How It Works: Encoders and Transformers
At a technical level, multimodal AI works through a three-stage process: encoding, fusion, and decoding. First, specialized encoders process each type of data; a Vision Transformer (ViT) might analyze an image, while a text encoder analyzes a caption. These encoders break down the information into numerical representations called embeddings. Next, in the fusion stage, mechanisms like cross-attention allow the AI to find relationships between the image and text embeddings. This is how it connects the words "a man throwing a frisbee" to the specific pixels in the image that show this action. Finally, a decoder generates the desired output, whether that's a descriptive caption, an answer to a question about the image, or a simple classification.

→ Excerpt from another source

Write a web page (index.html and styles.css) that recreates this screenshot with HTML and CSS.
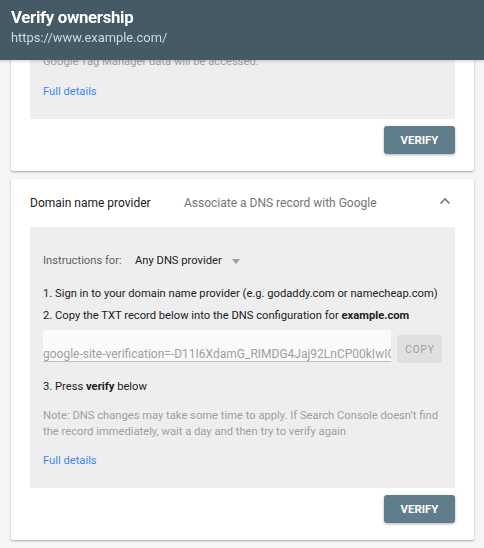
FILE: index.html
```html
<!DOCTYPE html>
<html>
<head>
<meta charset="utf-8">
<link rel="stylesheet" href="styles.css">
</head>
<body>
<header class="topbar">
  <div class="title">Verify ownership</div>
  <div class="url">https://www.example.com/</div>
</header>
<main class="page">
  <section class="card">
    <div class="panel panel-first">
      <p class="muted">Google Tag Manager data will be accessed.</p>
      <a class="link">Full details</a>
    </div>
    <div class="actions"><button class="verify">VERIFY</button></div>
  </section>
  <section class="card">
    <div class="card-head">
      <span class="head-title">Domain name provider</span>
      <span class="head-sub">Associate a DNS record with Google</span>
      <svg class="chev" width="12" height="8" viewBox="0 0 12 8"><polyline points="1.5,6.5 6,2 10.5,6.5" fill="none" stroke="#757575" stroke-width="1.6"/></svg>
    </div>
    <div class="panel">
      <div class="instr">
        <span class="instr-label">Instructions for:</span>
        <span class="instr-value">Any DNS provider</span>
        <span class="tri"></span>
      </div>
      <p class="step step-first">1. Sign in to your domain name provider (e.g. godaddy.com or namecheap.com)</p>
      <p class="step">2. Copy the TXT record below into the DNS configuration for <b>example.com</b></p>
      <div class="record">
        <input class="record-field" type="text" readonly value="google-site-verification=-D11I6XdamG_RIMDG4Jaj92LnCP00kIwIOxHmVfSgqrU">
        <button class="copy">COPY</button>
      </div>
      <p class="step step-three">3. Press <b>verify</b> below</p>
      <p class="note">Note: DNS changes may take some time to apply. If Search Console doesn’t find the record immediately, wait a day and then try to verify again</p>
      <a class="link link-last">Full details</a>
    </div>
    <div class="actions"><button class="verify">VERIFY</button></div>
  </section>
</main>
</body>
</html>
```
FILE: styles.css
```css
* { box-sizing: border-box; }
html, body { margin: 0; padding: 0; }
body {
  background: #f5f5f5;
  font-family: Roboto, "Liberation Sans", Arial, sans-serif;
  color: #212121;
  width: 484px;
  height: 548px;
  overflow: hidden;
}
.topbar {
  position: fixed;
  top: 0; left: 0; right: 0;
  height: 60px;
  background: #455a64;
  padding: 6px 11px 0;
  z-index: 5;
  box-shadow: 0 1px 3px rgba(0,0,0,.2);
}
.title {
  color: #fff;
  font-size: 16.8px;
  font-weight: 700;
  letter-spacing: -0.3px;
  line-height: 22px;
}
.url {
  color: #cfd8dc;
  font-size: 12.9px;
  line-height: 18px;
  margin-top: 1px;
}
.page {
  padding: 0 10px 0 11px;
  display: flex;
  flex-direction: column;
  gap: 8px;
}
.card {
  background: #fff;
  padding: 0 19px 17px;
  box-shadow: 0 1px 2px rgba(0,0,0,.25), 0 1px 3px rgba(0,0,0,.08);
  border-radius: 2px;
}
.panel {
  background: #eeeeee;
  padding: 24px 13px 17px;
  font-size: 11.2px;
}
.panel-first { padding-top: 54px; }
p { margin: 0; }
.muted {
  color: #9e9e9e;
  line-height: 16px;
}
.link {
  display: block;
  color: #4285f4;
  font-size: 11.2px;
  line-height: 20px;
  margin-top: 12px;
  cursor: pointer;
}
.link-last { margin-top: 11px; }
.actions {
  display: flex;
  justify-content: flex-end;
  margin-top: 7px;
}
.verify {
  width: 71px;
  height: 28px;
  border: 0;
  border-radius: 3px;
  background: #607d8b;
  color: #fff;
  font-family: inherit;
  font-size: 11.4px;
  font-weight: 700;
  box-shadow: 0 1px 3px rgba(0,0,0,.3);
  padding: 0;
}
.card-head {
  height: 48px;
  display: flex;
  align-items: center;
  font-size: 12px;
}
.head-title { width: 154px; color: #212121; }
.head-sub { flex: 1; color: #757575; }
.chev { margin-right: 4px; margin-top: -4px; }
.instr {
  display: flex;
  align-items: center;
  line-height: 20px;
}
.instr-label { color: #616161; width: 92px; }
.instr-value { color: #212121; font-weight: 400; }
.tri {
  width: 0; height: 0;
  border-left: 4px solid transparent;
  border-right: 4px solid transparent;
  border-top: 5px solid #9e9e9e;
  margin-left: 10px;
}
.step {
  line-height: 22px;
  color: #212121;
}
.step b { font-weight: 700; }
.step-first { margin-top: 12px; }
.record {
  display: flex;
  margin-top: 3px;
  align-items: flex-start;
}
.record-field {
  width: 348px;
  height: 32px;
  margin: 0;
  background: #fafafa;
  border: 0;
  border-bottom: 1px solid #bdbdbd;
  border-radius: 0;
  outline: none;
  color: #9e9e9e;
  font-family: inherit;
  font-size: 12px;
  padding: 16px 0 0 0;
}
.copy {
  margin-left: 6px;
  margin-top: 5px;
  width: 45px;
  height: 28px;
  border: 0;
  border-radius: 2px;
  background: #e0e0e0;
  color: #9e9e9e;
  font-family: inherit;
  font-size: 10px;
  letter-spacing: 0.9px;
  padding: 0 0 0 1px;
}
.step-three { margin-top: 13px; }
.note {
  margin-top: 10px;
  color: #9e9e9e;
  line-height: 16px;
}
```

Real-World Applications Are Exploding
This technology is already changing how we interact with the digital world. In e-commerce, visual search allows you to find a product by simply uploading a photo. In manufacturing, AI vision systems can spot tiny defects on an assembly line with superhuman accuracy. For autonomous vehicles, understanding context is a matter of life and death; the AI must differentiate between a harmless plastic bag blowing across the road and a child about to cross. It also powers accessibility tools that describe images for visually impaired users and helps social media platforms automatically moderate content by understanding the context of a scene, not just isolated objects.

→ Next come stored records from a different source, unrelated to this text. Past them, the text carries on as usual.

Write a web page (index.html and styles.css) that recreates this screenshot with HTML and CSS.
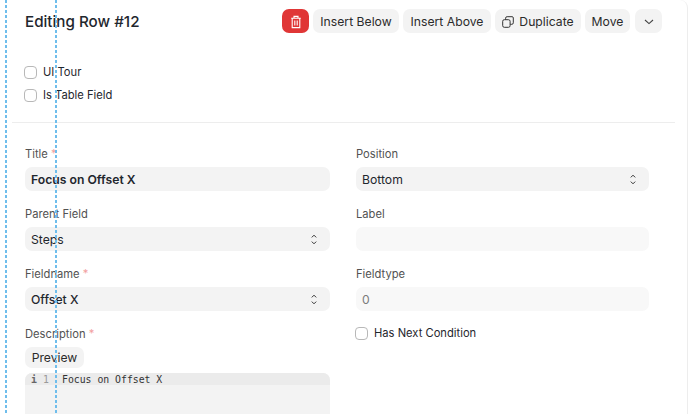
FILE: index.html
```html
<!DOCTYPE html>
<html lang="en">
<head>
<meta charset="utf-8">
<title>Editing Row #12</title>
<link rel="stylesheet" href="styles.css">
</head>
<body>
<div class="guide guide-a"></div>
<div class="guide guide-b"></div>
<main class="card">
  <header class="head">
    <h1 class="title">Editing Row #12</h1>
    <div class="actions">
      <button class="btn btn-danger" aria-label="Delete">
        <svg width="14" height="14" viewBox="0 0 14 14" fill="none" stroke="#fff" stroke-width="1.1"><path d="M2.2 3.2h9.6M5 3V1.4h4V3M3.2 3.4v9.2h7.6V3.4M5.8 5.4v5M8.2 5.4v5"/></svg>
      </button>
      <button class="btn w-below">Insert Below</button>
      <button class="btn w-above">Insert Above</button>
      <button class="btn w-dup">
        <svg width="12" height="12" viewBox="0 0 12 12" fill="none" stroke="#333" stroke-width="1"><rect x="0.7" y="3.7" width="7.4" height="7.6" rx="1.6"/><path d="M3.6 3.6V2.2A1.5 1.5 0 0 1 5.1 .7h5a1.2 1.2 0 0 1 1.2 1.2v4.9a1.5 1.5 0 0 1-1.5 1.5H8.2"/></svg>
        Duplicate
      </button>
      <button class="btn w-move">Move</button>
      <button class="btn w-more" aria-label="More">
        <svg width="12" height="8" viewBox="0 0 12 8" fill="none" stroke="#444" stroke-width="1.1"><path d="M2 2l4 3.6L10 2"/></svg>
      </button>
    </div>
  </header>

  <section class="checks">
    <label class="check"><span class="box"></span>UI Tour</label>
    <label class="check"><span class="box"></span>Is Table Field</label>
  </section>

  <hr class="rule">

  <section class="form">
    <div class="col col-left">
      <div class="field">
        <div class="label">Title <span class="req">*</span></div>
        <div class="control strong">Focus on Offset X</div>
      </div>
      <div class="field">
        <div class="label">Parent Field</div>
        <div class="control select">Steps
          <svg class="updown" width="6" height="11" viewBox="0 0 6 11" fill="none" stroke="#333" stroke-width="1"><path d="M.8 3.4L3 1.2l2.2 2.2M.8 7.6L3 9.8l2.2-2.2"/></svg>
        </div>
      </div>
      <div class="field">
        <div class="label">Fieldname <span class="req">*</span></div>
        <div class="control select strong-soft">Offset X
          <svg class="updown" width="6" height="11" viewBox="0 0 6 11" fill="none" stroke="#333" stroke-width="1"><path d="M.8 3.4L3 1.2l2.2 2.2M.8 7.6L3 9.8l2.2-2.2"/></svg>
        </div>
      </div>
      <div class="field field-desc">
        <div class="label">Description <span class="req">*</span></div>
        <button class="btn preview">Preview</button>
        <div class="editor">
          <div class="editor-line">
            <span class="gutter"><span class="info">i</span><span class="num">1</span></span>
            <span class="code">Focus on Offset X</span>
          </div>
        </div>
      </div>
    </div>
    <div class="col col-right">
      <div class="field">
        <div class="label">Position</div>
        <div class="control select">Bottom
          <svg class="updown" width="6" height="11" viewBox="0 0 6 11" fill="none" stroke="#333" stroke-width="1"><path d="M.8 3.4L3 1.2l2.2 2.2M.8 7.6L3 9.8l2.2-2.2"/></svg>
        </div>
      </div>
      <div class="field">
        <div class="label">Label</div>
        <div class="control readonly"></div>
      </div>
      <div class="field">
        <div class="label">Fieldtype</div>
        <div class="control readonly muted">0</div>
      </div>
      <label class="check check-next"><span class="box"></span>Has Next Condition</label>
    </div>
  </section>
</main>
</body>
</html>
```

FILE: styles.css
```css
* { box-sizing: border-box; }
html, body { margin: 0; height: 414px; overflow: hidden; background: #fff; }
body { font-family: Inter, "Liberation Sans", sans-serif; color: #1f272e; position: relative; }

.guide { position: absolute; top: 0; bottom: 0; width: 2px; z-index: 5; background: repeating-linear-gradient(to bottom, #6fbeec 0 3px, transparent 3px 5px); }
.guide-a { left: 5px; }
.guide-b { left: 55px; }

.card { width: 688px; height: 414px; padding: 9px 12px 0; border-right: 1px solid #ededed; border-top-right-radius: 8px; overflow: hidden; }

.head { display: flex; justify-content: space-between; align-items: center; height: 24px; padding: 0 13px; }
.title { margin: 0; padding-top: 2px; font-size: 15.2px; line-height: 24px; font-weight: 500; color: #1f272e; }
.actions { display: flex; gap: 4px; }

.btn { height: 24px; border: 0; border-radius: 7px; background: #f3f3f3; color: #2b2b2b; font: 400 12.2px/24px Inter, "Liberation Sans", sans-serif; padding: 1px 0 0; display: flex; align-items: center; justify-content: center; }
.btn-danger { width: 27px; background: #e03636; }
.w-below { width: 86px; }
.w-above { width: 88px; }
.w-dup { width: 86px; gap: 5px; }
.w-move { width: 45px; }
.w-more { width: 27px; margin-left: 1px; }

.checks { display: flex; flex-direction: column; gap: 11px; padding: 33px 13px 0 12px; }
.check { display: flex; align-items: center; gap: 6px; height: 12px; font-size: 11.2px; line-height: 12px; font-weight: 400; color: #1f272e; }
.box { width: 13px; height: 13px; border: 1px solid #b8b8b8; border-radius: 4px; background: #fff; flex: none; }

.rule { margin: 21px 0 0; border: 0; border-top: 1px solid #ededed; width: 663px; }

.form { display: grid; grid-template-columns: 305px 293px; column-gap: 26px; padding: 23px 13px 0; }
.col { display: flex; flex-direction: column; }
.field { height: 60px; }
.label { font-size: 11.2px; line-height: 17px; color: #525252; margin-bottom: 4px; }
.req { color: #f2a0a0; }
.control { height: 24px; border-radius: 7px; background: #f3f3f3; padding: 1px 6px 0; font-size: 12.2px; line-height: 23px; color: #1f272e; display: flex; align-items: center; justify-content: space-between; }
.strong { font-weight: 600; }
.strong-soft { font-weight: 500; }
.readonly { background: #f8f8f8; }
.muted { color: #7c7c7c; }
.updown { margin-right: 7px; flex: none; }

.preview { width: 59px; height: 21px; margin-bottom: 5px; }
.editor { height: 60px; border-radius: 7px 7px 0 0; background: #f3f3f3; overflow: hidden; }
.editor-line { display: flex; height: 12px; background: #ebebeb; font: 9.8px/13px "DejaVu Sans Mono", monospace; color: #333; }
.gutter { width: 37px; padding-left: 6px; display: flex; gap: 6px; color: #999; flex: none; }
.info { font-weight: 700; color: #666; }
.code { white-space: pre; }

.check-next { margin-left: -1px; margin-top: 1px; }
```
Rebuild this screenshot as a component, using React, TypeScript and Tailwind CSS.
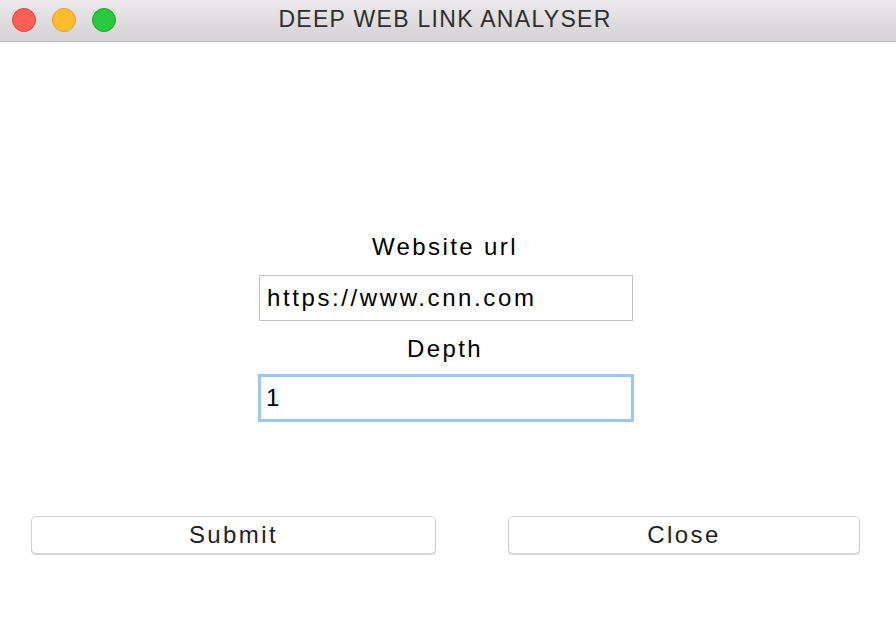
export default function App() {
  return (
    <div className="w-full h-screen bg-white flex flex-col font-['Liberation_Sans',Arial,sans-serif]">
      <div className="h-[42px] shrink-0 flex items-center relative border-b border-[#b8b6b8] bg-gradient-to-b from-[#ebe9eb] to-[#d4d2d4]">
        <div className="flex gap-4 pl-3 -mt-[2px]">
          <span className="w-6 h-6 rounded-full bg-[#fd5f57] border border-[#e1453f]" />
          <span className="w-6 h-6 rounded-full bg-[#febc2e] border border-[#dfa125]" />
          <span className="w-6 h-6 rounded-full bg-[#29c840] border border-[#1daa2b]" />
        </div>
        <div className="absolute inset-0 flex items-center justify-center pr-[6px] -mt-[2px] text-[23px] tracking-[1.3px] text-[#2e2e2e]">
          DEEP WEB LINK ANALYSER
        </div>
      </div>

      <div className="flex flex-col items-center pt-[191px] pr-[4px] text-[24px] text-black tracking-[2.4px]">
        <label className="h-7 leading-7 -ml-[2px]">Website url</label>
        <input
          className="mt-[14px] w-[374px] h-[46px] border border-[#c3c3c3] px-[7px] outline-none text-[24px] tracking-[2.6px]"
          defaultValue="https://www.cnn.com"
        />
        <label className="mt-[14px] h-7 leading-7 -ml-[2px]">Depth</label>
        <input
          className="mt-[11px] w-[376px] h-[48px] border-[3px] border-[#9ec6f3] px-[5px] outline-none text-[24px]"
          defaultValue="1"
        />
      </div>

      <div className="flex justify-between pl-[31px] pr-[36px] mt-[94px] text-[24px] tracking-[2.4px] text-[#222]">
        <button className="w-[405px] h-[38px] bg-white border border-[#d2d2d2] rounded-[5px] shadow-[0_1px_1px_rgba(0,0,0,0.18)]">
          Submit
        </button>
        <button className="w-[352px] h-[38px] bg-white border border-[#d2d2d2] rounded-[5px] shadow-[0_1px_1px_rgba(0,0,0,0.18)]">
          Close
        </button>
      </div>
    </div>
  );
}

Challenges and the Road Ahead
Despite rapid progress, significant challenges remain. AI models can inherit biases from their training data, leading to skewed or inaccurate interpretations. They also struggle with nuance, sarcasm, and cultural context that humans grasp instantly. A picture of a hot dog might be correctly identified, but an AI will be stumped by the question, "Is this a sandwich?" Furthermore, these models are computationally expensive to train and run. The future of visual AI will involve creating more efficient, less biased, and even more contextually aware models that can handle the unpredictability of the real world.